Required work: From the very first line of the data to the line containing "['首页', '关于我', '项目经验', '技能', '专业认证', '联系我', '彩蛋'];", retype everything exactly, leaving the pictures behind.

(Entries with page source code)

>> Begin

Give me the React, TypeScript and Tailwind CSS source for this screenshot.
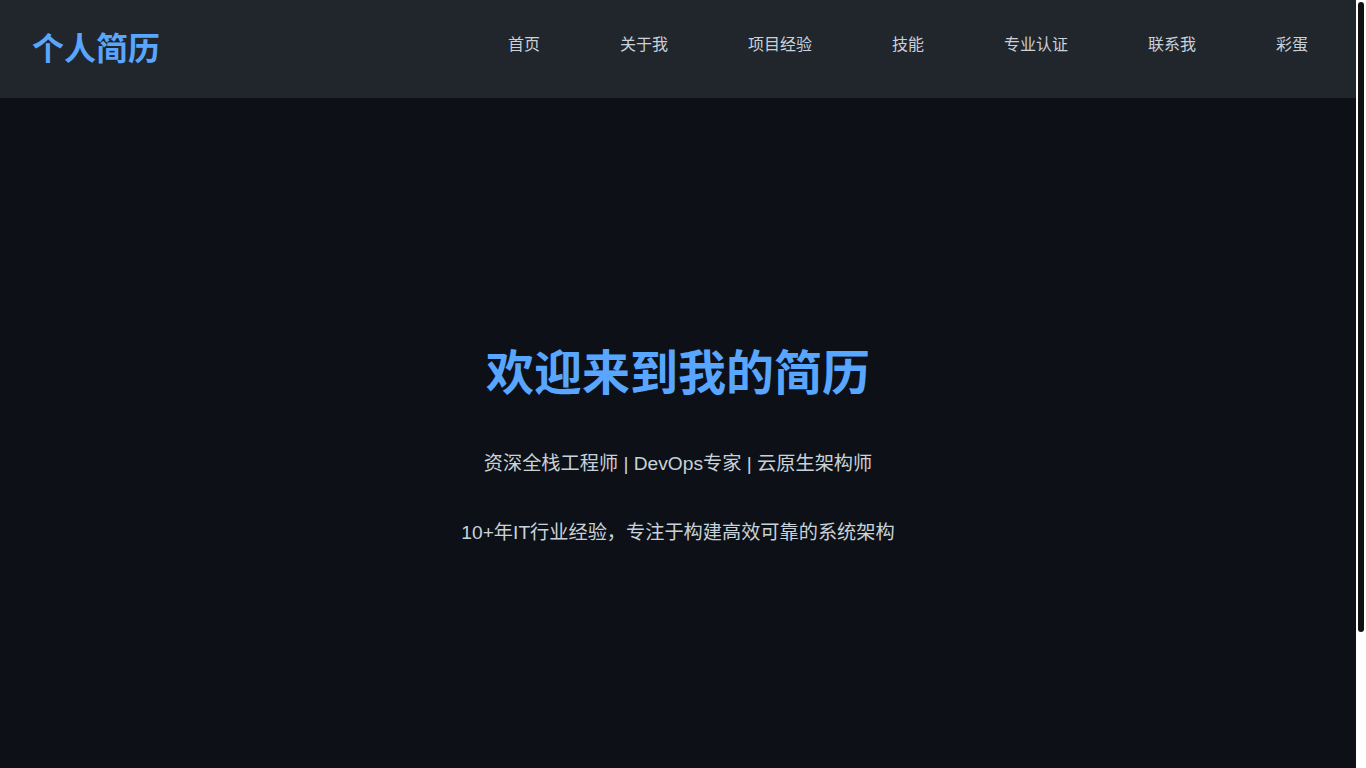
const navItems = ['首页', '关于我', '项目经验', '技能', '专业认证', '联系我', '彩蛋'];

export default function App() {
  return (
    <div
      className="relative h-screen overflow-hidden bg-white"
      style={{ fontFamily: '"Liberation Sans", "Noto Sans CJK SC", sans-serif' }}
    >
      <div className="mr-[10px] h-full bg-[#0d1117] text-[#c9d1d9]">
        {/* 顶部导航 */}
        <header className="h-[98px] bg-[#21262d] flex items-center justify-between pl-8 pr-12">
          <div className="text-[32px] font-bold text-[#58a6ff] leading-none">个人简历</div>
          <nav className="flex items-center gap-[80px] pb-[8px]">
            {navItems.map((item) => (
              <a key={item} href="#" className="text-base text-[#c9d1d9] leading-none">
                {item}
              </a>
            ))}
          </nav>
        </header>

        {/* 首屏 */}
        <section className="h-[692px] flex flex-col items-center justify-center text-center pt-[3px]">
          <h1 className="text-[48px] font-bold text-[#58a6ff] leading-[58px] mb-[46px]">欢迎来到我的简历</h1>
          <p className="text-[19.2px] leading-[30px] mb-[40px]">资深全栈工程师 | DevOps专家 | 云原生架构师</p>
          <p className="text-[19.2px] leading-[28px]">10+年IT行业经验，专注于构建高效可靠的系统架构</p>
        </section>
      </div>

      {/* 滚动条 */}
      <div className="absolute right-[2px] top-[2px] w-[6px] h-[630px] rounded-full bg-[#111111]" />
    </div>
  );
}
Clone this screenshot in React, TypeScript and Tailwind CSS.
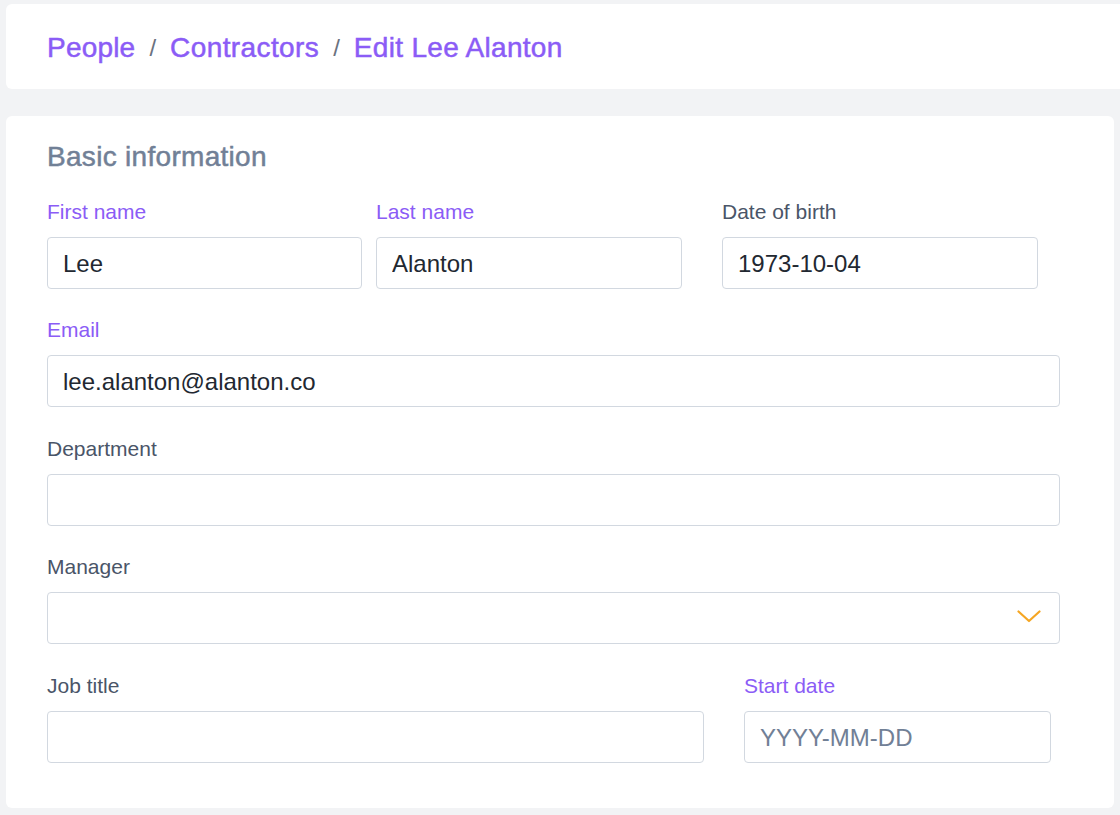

>> End

The completed task:
Give me the React, TypeScript and Tailwind CSS source for this screenshot.
const navItems = ['首页', '关于我', '项目经验', '技能', '专业认证', '联系我', '彩蛋'];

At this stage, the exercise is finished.